Rotation of the rotor disk forces the cooling air through the feed
channel 12 and into the blade internal cooling passages 24.
The cooling air supply pressure loss and plugging issue associated
with the above prior art cooling air delivery system can be
alleviated by incorporating a new and effective vortex cooling feed
channel configuration into the prior art blade cooling air delivery
system of the prior art.
It is therefore an object of the present invention to provide for a
way to remove dirt particles from the cooling passages within a
turbine blade.
BRIEF SUMMARY OF THE INVENTION
A rotor disk of a turbine engine includes a plurality of turbine
blades extending radially outward. At least one cooling air feed
channel is formed in the rotor disk to channel cooling air into a
live rim cavity and then into internal passages within the blade to
provide cooling for the blade. The internal cooling circuit of the
blade includes a serpentine flow circuit in which the first leg or
channel extends from the root toward the blade tip with a cooling
air discharge hole at the tip.
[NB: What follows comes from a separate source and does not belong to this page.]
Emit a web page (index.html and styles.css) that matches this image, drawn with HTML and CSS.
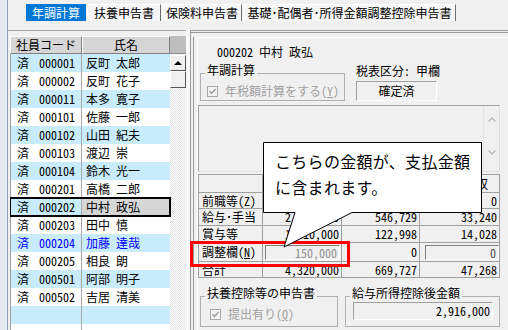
FILE: index.html
```html
<!DOCTYPE html>
<html lang="ja">
<head>
<meta charset="utf-8">
<title>年調計算</title>
<link rel="stylesheet" href="styles.css">
</head>
<body>
<div class="app">
  <div class="strip"></div>
  <div class="main">
    <div class="tabs">
      <div class="tab on w1">年調計算</div>
      <div class="tab w2">扶養申告書</div>
      <div class="tab w3">保険料申告書</div>
      <div class="tab w4">基礎･配偶者･所得金額調整控除申告書</div>
    </div>
    <div class="content">
      <div class="listpane">
        <div class="ghead">
          <div class="hc hc1">社員コード</div>
          <div class="hc hc2">氏名</div>
          <div class="hfill"></div>
        </div>
        <div class="gbody">
          <div class="rows">
            <div class="row alt"><div class="c1"><span>済</span><span class="cd">000001</span></div><div class="c2">反町 太郎</div></div>
            <div class="row"><div class="c1"><span>済</span><span class="cd">000002</span></div><div class="c2">反町 花子</div></div>
            <div class="row alt"><div class="c1"><span>済</span><span class="cd">000011</span></div><div class="c2">本多 寛子</div></div>
            <div class="row"><div class="c1"><span>済</span><span class="cd">000101</span></div><div class="c2">佐藤 一郎</div></div>
            <div class="row alt"><div class="c1"><span>済</span><span class="cd">000102</span></div><div class="c2">山田 紀夫</div></div>
            <div class="row"><div class="c1"><span>済</span><span class="cd">000103</span></div><div class="c2">渡辺 崇</div></div>
            <div class="row alt"><div class="c1"><span>済</span><span class="cd">000104</span></div><div class="c2">鈴木 光一</div></div>
            <div class="row"><div class="c1"><span>済</span><span class="cd">000201</span></div><div class="c2">高橋 二郎</div></div>
            <div class="row alt sel"><div class="c1"><span>済</span><span class="cd">000202</span></div><div class="c2">中村 政弘</div></div>
            <div class="row"><div class="c1"><span>済</span><span class="cd">000203</span></div><div class="c2">田中 慎</div></div>
            <div class="row alt blue"><div class="c1"><span>済</span><span class="cd">000204</span></div><div class="c2">加藤 達哉</div></div>
            <div class="row"><div class="c1"><span>済</span><span class="cd">000205</span></div><div class="c2">相良 朗</div></div>
            <div class="row alt"><div class="c1"><span>済</span><span class="cd">000501</span></div><div class="c2">阿部 明子</div></div>
            <div class="row"><div class="c1"><span>済</span><span class="cd">000502</span></div><div class="c2">吉居 清美</div></div>
            <div class="row alt"><div class="c1"></div><div class="c2"></div></div>
            <div class="row"><div class="c1"></div><div class="c2"></div></div>
          </div>
          <div class="vscroll">
            <div class="sbtn"><span class="tri"></span></div>
            <div class="sthumb"></div>
            <div class="strack"></div>
          </div>
        </div>
      </div>
      <div class="splitter"></div>
      <div class="detail">
        <div class="dpanel">
          <div class="dinner">
            <div class="idline">000202 中村 政弘</div>
            <div class="toprow">
              <fieldset class="grp g1">
                <legend>年調計算</legend>
                <div class="chk dis c-g1">
                  <svg class="cb" width="11" height="11" viewBox="0 0 11 11"><rect x="0.5" y="0.5" width="10" height="10" fill="#f4f4f4" stroke="#a8a8a8"/><path d="M2.5 5.2 L4.6 7.4 L8.6 3" fill="none" stroke="#a0a0a0" stroke-width="1.6"/></svg>
                  <span>年税額計算をする(<u>Y</u>)</span>
                </div>
              </fieldset>
              <div class="taxcol">
                <div class="taxlbl">税表区分: 甲欄</div>
                <div class="status">確定済</div>
              </div>
            </div>
            <div class="memo">
              <div class="memo-main"></div>
              <div class="memo-scroll">
                <svg width="8" height="5" viewBox="0 0 8 5"><polyline points="0.5,4.5 4,1 7.5,4.5" fill="none" stroke="#b4b4b4" stroke-width="1.2"/></svg>
                <svg width="8" height="5" viewBox="0 0 8 5"><polyline points="0.5,0.5 4,4 7.5,0.5" fill="none" stroke="#b4b4b4" stroke-width="1.2"/></svg>
              </div>
            </div>
            <div class="amt">
              <div class="lb"></div><div class="hd"></div><div class="hd"></div><div class="hd hd4">徴収</div>
              <div class="lb">前職等(Z)</div><div></div><div></div><div>0</div>
              <div class="lb">給与･手当</div><div>2,760,000</div><div>546,729</div><div>33,240</div>
              <div class="lb">賞与等</div><div>1,410,000</div><div>122,998</div><div>14,028</div>
              <div class="lb">調整欄(<u>N</u>)</div><div class="inb"><span class="ibox gray">150,000</span></div><div>0</div><div class="inb inb4"><span class="ibox">0</span></div>
              <div class="lb">合計</div><div>4,320,000</div><div>669,727</div><div>47,268</div>
            </div>
            <div class="botrow">
              <fieldset class="grp g3">
                <legend>扶養控除等の申告書</legend>
                <div class="chk dis c-g3">
                  <svg class="cb" width="11" height="11" viewBox="0 0 11 11"><rect x="0.5" y="0.5" width="10" height="10" fill="#f4f4f4" stroke="#a8a8a8"/><path d="M2.5 5.2 L4.6 7.4 L8.6 3" fill="none" stroke="#a0a0a0" stroke-width="1.6"/></svg>
                  <span>提出有り(<u>Q</u>)</span>
                </div>
              </fieldset>
              <fieldset class="grp g4">
                <legend>給与所得控除後金額</legend>
                <div class="valbox">2,916,000</div>
              </fieldset>
            </div>
          </div>
        </div>
      </div>
    </div>
  </div>
  <div class="redbox"></div>
  <div class="callout">
    <svg class="callout-shape" width="221" height="106" viewBox="0 0 221 106"><path d="M0.5,0.5 H218.5 V70.5 H89 L21,105 L32,70.5 H0.5 Z" fill="#fff" stroke="#000" stroke-width="1"/></svg>
    <div class="ctext">こちらの金額が、支払金額<br>に含まれます。</div>
  </div>
</div>
</body>
</html>
```

FILE: styles.css
```css
* { box-sizing: border-box; }
html, body { margin: 0; padding: 0; }
body {
  width: 508px;
  height: 330px;
  overflow: hidden;
  background: #f0f0f0;
  font-family: "Noto Sans CJK JP", "Noto Sans", sans-serif;
  font-size: 12px;
  line-height: 14px;
  color: #000;
  font-feature-settings: "hwid" 1;
}
.app { position: relative; display: flex; height: 330px; }
.strip { width: 8px; flex: none; background: #e4eaf1; border-right: 1px solid #8e9fb3; }
.main { flex: 1; display: flex; flex-direction: column; min-width: 0; }

/* tabs */
.tabs { display: flex; height: 17px; margin: 4px 0 9px 18px; flex: none; }
.tab {
  height: 17px;
  border-top: 1px solid #fff;
  border-left: 1px solid #fff;
  border-right: 1px solid #6e6e6e;
  background: #f5f5f5;
  text-align: center;
  line-height: 15px;
  margin-right: 1px;
  white-space: nowrap;
  flex: none;
}
.tab.on { background: #0078d7; color: #fff; border-color: #0078d7; }
.w1 { width: 60px; }
.w2 { width: 74px; }
.w3 { width: 80px; }
.w4 { width: 213px; }

.content { flex: 1; display: flex; min-height: 0; }

/* employee list */
.listpane {
  width: 178px; flex: none;
  border-top: 1px solid #a0a0a0;
  padding: 5px 0 0 2px;
  display: flex; flex-direction: column;
  overflow: hidden;
}
.ghead { display: flex; height: 18px; flex: none; }
.hc {
  height: 18px;
  background: #d6d6d6;
  border-top: 1px solid #fff;
  border-left: 1px solid #fff;
  border-right: 1px solid #808080;
  border-bottom: 1px solid #808080;
  text-align: center;
  line-height: 16px;
}
.hc1 { width: 72px; }
.hc2 { width: 88px; }
.hfill { width: 16px; background: #bebebe; border-bottom: 1px solid #909090; }
.gbody { flex: 1; display: flex; min-height: 0; overflow: hidden; }
.rows { width: 160px; flex: none; }
.row { display: flex; height: 18px; background: #fff; line-height: 18px; }
.row.alt { background: #c8ecfb; }
.row.blue { color: #0000ff; }
.c1 {
  width: 72px; flex: none;
  border-left: 1px solid #a0a0a0;
  border-right: 1px solid #a8a8a8;
  padding-left: 6px;
  white-space: nowrap;
}
.cd { margin-left: 10px; }
.c2 { width: 88px; flex: none; padding-left: 4px; white-space: nowrap; }
.row.sel { position: relative; z-index: 1; outline: 2px solid #000; outline-offset: -1px; }
.row.sel .c2 { background: #d6d6d6; }

.vscroll { width: 16px; flex: none; display: flex; flex-direction: column; }
.sbtn {
  margin-top: 1px; height: 16px;
  background: #f0f0f0;
  border: 1px solid; border-color: #fff #555 #555 #fff;
  display: flex; align-items: center; justify-content: center;
}
.tri { width: 0; height: 0; border-left: 4px solid transparent; border-right: 4px solid transparent; border-bottom: 4px solid #000; }
.sthumb { height: 17px; background: #f0f0f0; border: 1px solid; border-color: #fff #555 #555 #fff; }
.strack { flex: 1; background: repeating-conic-gradient(#ffffff 0 25%, #e2e2e2 0 50%) 0 0 / 2px 2px; }

.splitter { width: 5px; flex: none; background: #f8f8f8; border-right: 1px solid #9a9a9a; }

/* detail */
.detail { flex: 1; display: flex; border-top: 3px double #999; padding: 4px 0 0 2px; min-width: 0; }
.dpanel { flex: 1; display: flex; border-left: 1px solid #9a9a9a; padding-left: 3px; }
.dinner { flex: 1; border-top: 1px solid #fff; border-left: 1px solid #fff; }
.idline { margin-top: 7px; padding-left: 19px; height: 14px; white-space: nowrap; }
.toprow { display: flex; align-items: flex-start; }

.grp { margin: 0; padding: 0; border: 1px solid #b0b0b0; min-width: 0; }
.grp legend { padding: 0 2px 6px; margin-left: 4px; line-height: 14px; white-space: nowrap; }
.g1 { margin: 4px 0 0 2px; width: 145px; }
.g3 { margin-left: 2px; width: 138px; }
.g4 { margin-left: 7px; width: 155px; }
.chk { display: flex; align-items: center; height: 16px; gap: 7px; white-space: nowrap; }
.c-g1 { padding-left: 6px; margin-bottom: 1px; }
.c-g3 { padding-left: 9px; margin-bottom: 4px; }
.dis { color: #a0a0a0; }
.cb { flex: none; }

.taxcol { margin: 5px 0 0 11px; }
.taxlbl { height: 14px; white-space: nowrap; }
.status {
  width: 81px; height: 20px; margin-top: 3px;
  border: 1px solid; border-color: #a0a0a0 #fff #fff #a0a0a0;
  text-align: center; line-height: 18px;
}

.memo {
  margin-top: 4px; width: 302px; height: 67px;
  display: flex;
  border: 1px solid; border-color: #a0a0a0 #e0e0e0 #e0e0e0 #a0a0a0;
}
.memo-main { flex: 1; }
.memo-scroll {
  width: 16px; border-left: 1px solid #e4e4e4;
  display: flex; flex-direction: column; align-items: center; justify-content: space-between;
  padding: 11px 0 16px;
}

.amt {
  margin-top: 2px; width: 302px;
  display: grid;
  grid-template-columns: 64px 79px 78px 80px;
  grid-template-rows: 18px 16px 17px 17px 19px 16px;
  border-top: 1px solid #a0a0a0;
  border-left: 1px solid #a0a0a0;
}
.amt > div {
  border-right: 1px solid #a0a0a0;
  border-bottom: 1px solid #a0a0a0;
  display: flex; align-items: center; justify-content: flex-end;
  padding-right: 2px;
  white-space: nowrap;
  overflow: hidden;
}
.amt > .lb { justify-content: flex-start; padding-left: 3px; }
.amt > .hd { justify-content: center; padding-right: 0; }
.amt > .hd4 { justify-content: flex-end; padding-right: 11px; }
.amt > .inb { padding: 0 1px 0 2px; }
.amt > .inb4 { padding: 0 0 0 5px; }
.ibox {
  flex: 1; height: 15px;
  border: 1px solid; border-color: #808080 #fff #fff #808080;
  text-align: right; padding-right: 2px; line-height: 13px;
  color: #505050;
}
.ibox.gray { color: #909090; }

.botrow { display: flex; align-items: flex-start; margin-top: 8px; }
.valbox {
  height: 18px; margin: -4px 6px 6px 7px;
  border: 1px solid; border-color: #a0a0a0 #fff #fff #a0a0a0;
  text-align: right; padding-right: 2px; line-height: 16px;
}

/* overlays */
.redbox { position: absolute; left: 190px; top: 241px; width: 160px; height: 26px; border: 3px solid #ff0000; }
.callout { position: absolute; left: 263px; top: 142px; width: 221px; height: 106px; }
.callout-shape { position: absolute; left: 0; top: 0; }
.ctext { position: relative; padding: 6px 0 0 12px; font-size: 16px; line-height: 26px; letter-spacing: 0.3px; white-space: nowrap; }
```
The serpentine flow passage turns at
the tip such that the dirt particles will pass out through the tip
hole while the clean air continues around the turn and through the
remainder of the serpentine flow circuit to cool the blade. The
rotor disk cooling air feed passage includes a swirl generator at
the inlet end to induce a swirl flow in the cooling air. The
remainder of the feed passage includes helical ribs to keep the
cooling air flowing in the swirl formation. The vortex flow of the
cooling air within the feed passage forces the dirt particles to
stay within the swirl flow center such that the dirt particles are
collected in the center of the flow and inline to be discharged out
through the hole in the blade tip.
BRIEF DESCRIPTION OF THE SEVERAL VIEWS OF THE DRAWINGS
FIG. 1 shows a prior art turbine rotor disk and blade with a
cooling air feed channel.
FIG. 2 shows the turbine rotor disk of the present invention with
the swirl generator in the cooling air feed channel.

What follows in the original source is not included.